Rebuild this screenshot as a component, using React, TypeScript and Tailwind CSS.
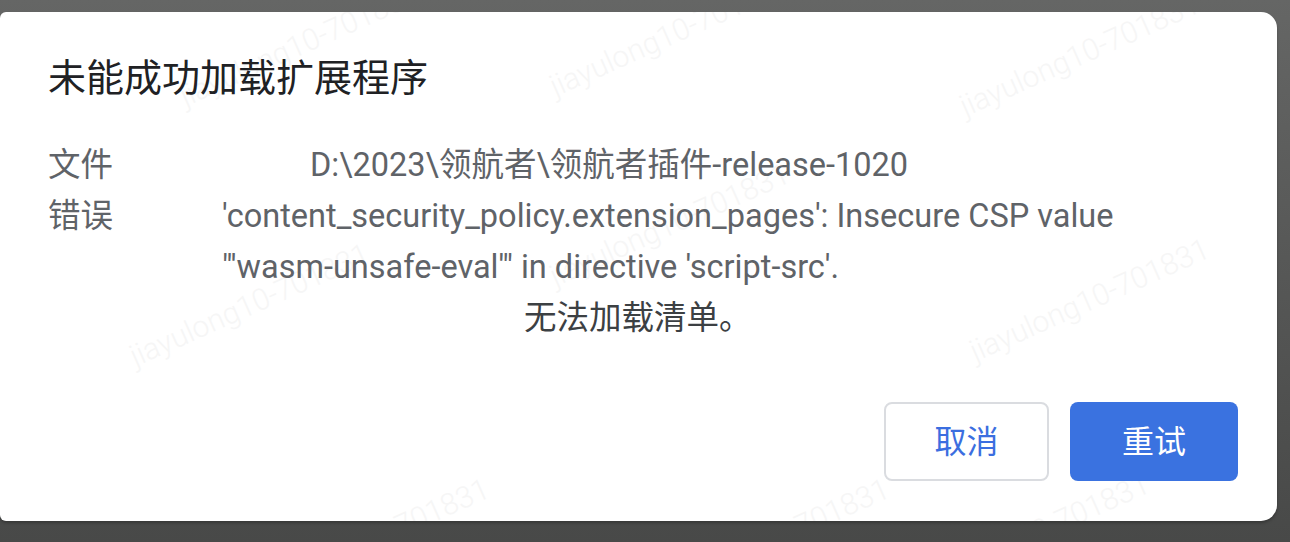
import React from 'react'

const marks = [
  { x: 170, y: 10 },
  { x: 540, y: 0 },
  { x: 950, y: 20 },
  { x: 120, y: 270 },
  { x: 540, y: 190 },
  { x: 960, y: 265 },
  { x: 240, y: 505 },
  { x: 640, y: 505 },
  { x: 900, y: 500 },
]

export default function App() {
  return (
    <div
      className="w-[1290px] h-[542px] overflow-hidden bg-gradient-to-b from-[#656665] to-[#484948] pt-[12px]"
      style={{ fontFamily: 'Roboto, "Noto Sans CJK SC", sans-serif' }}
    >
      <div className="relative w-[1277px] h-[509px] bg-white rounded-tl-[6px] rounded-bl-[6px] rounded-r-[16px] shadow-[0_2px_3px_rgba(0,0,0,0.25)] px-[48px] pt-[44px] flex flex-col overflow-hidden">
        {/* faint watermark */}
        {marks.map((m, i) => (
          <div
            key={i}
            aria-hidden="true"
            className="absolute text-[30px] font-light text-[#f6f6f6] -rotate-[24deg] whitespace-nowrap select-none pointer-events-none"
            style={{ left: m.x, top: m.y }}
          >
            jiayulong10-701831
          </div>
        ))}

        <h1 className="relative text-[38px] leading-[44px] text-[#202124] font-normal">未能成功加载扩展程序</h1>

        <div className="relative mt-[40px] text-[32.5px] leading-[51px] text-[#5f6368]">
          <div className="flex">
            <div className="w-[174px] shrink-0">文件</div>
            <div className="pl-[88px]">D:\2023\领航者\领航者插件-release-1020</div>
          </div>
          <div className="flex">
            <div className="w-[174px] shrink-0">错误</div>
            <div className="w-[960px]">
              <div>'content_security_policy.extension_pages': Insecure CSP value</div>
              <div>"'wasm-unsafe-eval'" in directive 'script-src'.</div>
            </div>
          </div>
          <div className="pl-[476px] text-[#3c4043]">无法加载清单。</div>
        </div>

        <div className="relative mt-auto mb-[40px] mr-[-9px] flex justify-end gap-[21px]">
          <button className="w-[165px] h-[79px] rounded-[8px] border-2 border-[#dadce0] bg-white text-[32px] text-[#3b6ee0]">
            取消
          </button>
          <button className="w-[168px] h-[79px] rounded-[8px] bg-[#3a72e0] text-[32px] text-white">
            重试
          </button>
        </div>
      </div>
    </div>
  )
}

Problem details
Write down every line of the data above that includes the string "React".

Response for this exercise
Rebuild this screenshot as a component, using React, TypeScript and Tailwind CSS.
import React from 'react'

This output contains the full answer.